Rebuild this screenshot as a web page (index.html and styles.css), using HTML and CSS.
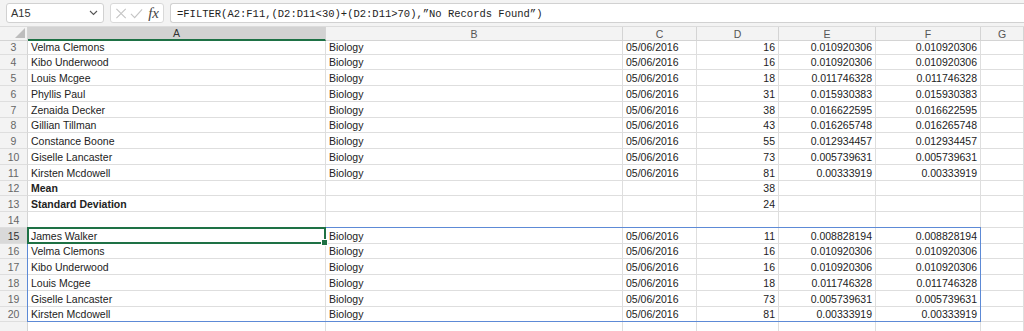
FILE: index.html
```html
<!DOCTYPE html>
<html>
<head>
  <meta charset="utf-8">
  <title>Sheet</title>
  <link rel="stylesheet" href="styles.css">
</head>
<body>
  <div class="toolbar">
    <div class="name-box">
      <span>A15</span>
      <svg class="chevron" width="9" height="6" viewBox="0 0 9 6"><path d="M1 1 L4.5 4.5 L8 1" fill="none" stroke="#555" stroke-width="1.1"/></svg>
    </div>
    <div class="fx-buttons">
      <svg width="13" height="13" viewBox="0 0 13 13"><path d="M1.5 1.5 L11.5 11.5 M11.5 1.5 L1.5 11.5" stroke="#c4c4c4" stroke-width="1.2"/></svg>
      <svg width="14" height="13" viewBox="0 0 14 13"><path d="M1 7 L5 11 L13 2" fill="none" stroke="#c4c4c4" stroke-width="1.2"/></svg>
      <span class="fx">fx</span>
    </div>
    <div class="formula">=FILTER(A2:F11,(D2:D11&lt;30)+(D2:D11&gt;70),”No Records Found”)</div>
  </div>

  <div class="sheet" id="sheet">
    <div class="corner"></div>
    <div class="col-head selected">A</div>
    <div class="col-head">B</div>
    <div class="col-head">C</div>
    <div class="col-head">D</div>
    <div class="col-head">E</div>
    <div class="col-head">F</div>
    <div class="col-head">G</div>
    <div class="spill"></div>
    <div class="active"><span class="handle"></span></div>
  </div>

  <script>
    const rows = [
      [3, 'Velma Clemons', 'Biology', '05/06/2016', '16', '0.010920306', '0.010920306'],
      [4, 'Kibo Underwood', 'Biology', '05/06/2016', '16', '0.010920306', '0.010920306'],
      [5, 'Louis Mcgee', 'Biology', '05/06/2016', '18', '0.011746328', '0.011746328'],
      [6, 'Phyllis Paul', 'Biology', '05/06/2016', '31', '0.015930383', '0.015930383'],
      [7, 'Zenaida Decker', 'Biology', '05/06/2016', '38', '0.016622595', '0.016622595'],
      [8, 'Gillian Tillman', 'Biology', '05/06/2016', '43', '0.016265748', '0.016265748'],
      [9, 'Constance Boone', 'Biology', '05/06/2016', '55', '0.012934457', '0.012934457'],
      [10, 'Giselle Lancaster', 'Biology', '05/06/2016', '73', '0.005739631', '0.005739631'],
      [11, 'Kirsten Mcdowell', 'Biology', '05/06/2016', '81', '0.00333919', '0.00333919'],
      [12, 'Mean', '', '', '38', '', ''],
      [13, 'Standard Deviation', '', '', '24', '', ''],
      [14, '', '', '', '', '', ''],
      [15, 'James Walker', 'Biology', '05/06/2016', '11', '0.008828194', '0.008828194'],
      [16, 'Velma Clemons', 'Biology', '05/06/2016', '16', '0.010920306', '0.010920306'],
      [17, 'Kibo Underwood', 'Biology', '05/06/2016', '16', '0.010920306', '0.010920306'],
      [18, 'Louis Mcgee', 'Biology', '05/06/2016', '18', '0.011746328', '0.011746328'],
      [19, 'Giselle Lancaster', 'Biology', '05/06/2016', '73', '0.005739631', '0.005739631'],
      [20, 'Kirsten Mcdowell', 'Biology', '05/06/2016', '81', '0.00333919', '0.00333919']
    ];

    const sheet = document.getElementById('sheet');
    const spill = sheet.querySelector('.spill');

    rows.forEach(row => {
      const head = document.createElement('div');
      head.className = 'row-head' + (row[0] === 15 ? ' selected' : '');
      head.textContent = row[0];
      sheet.insertBefore(head, spill);

      for (let i = 1; i <= 7; i++) {
        const cell = document.createElement('div');
        cell.className = 'cell';
        if (i >= 4) cell.classList.add('num');
        if (i === 1 && (row[0] === 12 || row[0] === 13)) cell.classList.add('bold');
        cell.textContent = row[i] || '';
        sheet.insertBefore(cell, spill);
      }
    });

    // row 21 is only partly on screen, keep it empty
    const lastHead = document.createElement('div');
    lastHead.className = 'row-head';
    sheet.insertBefore(lastHead, spill);
    for (let i = 1; i <= 7; i++) {
      const cell = document.createElement('div');
      cell.className = 'cell';
      sheet.insertBefore(cell, spill);
    }
  </script>
</body>
</html>
```

FILE: styles.css
```css
body {
  margin: 0;
  background-color: #fff;
  font-family: 'Liberation Sans', Arial, sans-serif;
  color: #222;
  overflow: hidden;
  height: 331px;
}

.toolbar {
  display: flex;
  align-items: center;
  gap: 6px;
  height: 27px;
  padding: 0 0 0 6px;
  background-color: #f3f3f3;
  border-bottom: 1px solid #dcdcdc;
  box-sizing: border-box;
}

.name-box {
  display: flex;
  align-items: center;
  justify-content: space-between;
  width: 98px;
  height: 20px;
  padding: 0 5px 0 4px;
  box-sizing: border-box;
  background-color: #fff;
  border: 1px solid #d1d1d1;
  border-radius: 3px;
  font-size: 11px;
  color: #333;
}

.fx-buttons {
  display: flex;
  align-items: center;
  gap: 3px;
  width: 54px;
  height: 20px;
  padding: 0 4px;
  box-sizing: border-box;
  background-color: #fff;
  border: 1px solid #d9d9d9;
  border-radius: 3px;
}

.fx {
  font-family: 'Liberation Serif', serif;
  font-style: italic;
  font-size: 15px;
  color: #444;
  margin-left: 2px;
}

.formula {
  flex: 1;
  height: 20px;
  line-height: 20px;
  padding-left: 6px;
  box-sizing: border-box;
  background-color: #fff;
  border: 1px solid #d1d1d1;
  border-right: none;
  border-radius: 3px 0 0 3px;
  font-family: 'Liberation Mono', monospace;
  font-size: 10.5px;
  color: #222;
  white-space: nowrap;
}

.sheet {
  position: relative;
  display: grid;
  grid-template-columns: 28px 298px 297px 74px 82px 97px 105px 1fr;
  grid-template-rows: 14px 13.5px;
  grid-auto-rows: 15.75px;
  font-size: 10.5px;
}

.corner {
  background-color: #f3f3f3;
  border-right: 1px solid #d4d4d4;
  border-bottom: 1px solid #d4d4d4;
  box-sizing: border-box;
  position: relative;
  overflow: hidden;
}

.corner::after {
  content: '';
  position: absolute;
  right: 2px;
  bottom: 2px;
  border-left: 10px solid transparent;
  border-bottom: 10px solid #bdbdbd;
}

.col-head {
  display: flex;
  align-items: center;
  justify-content: center;
  background-color: #f3f3f3;
  border-right: 1px solid #d4d4d4;
  border-bottom: 1px solid #d4d4d4;
  box-sizing: border-box;
  color: #555;
  font-size: 10.5px;
}

.col-head.selected {
  background-color: #d2d2d2;
  border-bottom: 2px solid #1e7145;
  color: #333;
}

.row-head {
  display: flex;
  align-items: flex-end;
  justify-content: center;
  padding-bottom: 1px;
  background-color: #f3f3f3;
  border-right: 1px solid #d4d4d4;
  border-bottom: 1px solid #dedede;
  box-sizing: border-box;
  color: #666;
  font-size: 10.5px;
}

.row-head.selected {
  background-color: #d9d9d9;
  color: #333;
}

.cell {
  display: flex;
  align-items: flex-end;
  padding: 0 3px 1px 3px;
  border-right: 1px solid #dedede;
  border-bottom: 1px solid #dedede;
  box-sizing: border-box;
  white-space: nowrap;
  overflow: hidden;
  color: #222;
}

.cell.num {
  justify-content: flex-end;
}

.cell.bold {
  font-weight: bold;
}

.spill {
  position: absolute;
  grid-row: 14 / 20;
  grid-column: 2 / 8;
  inset: 0;
  margin: -1px 0 0 -1px;
  border: 1px solid #5d8ad6;
  pointer-events: none;
}

.active {
  position: absolute;
  grid-row: 14 / 15;
  grid-column: 2 / 3;
  inset: 0;
  margin: -1px 0 0 -1px;
  border: 2px solid #1e7145;
  pointer-events: none;
}

.handle {
  position: absolute;
  right: -4px;
  bottom: -4px;
  width: 5px;
  height: 5px;
  background-color: #1e7145;
  border: 1px solid #fff;
}
```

────────

__DO THIS__.
Gather up the lines that contain the word "index".

__FINAL RESULT__.
Rebuild this screenshot as a web page (index.html and styles.css), using HTML and CSS.
FILE: index.html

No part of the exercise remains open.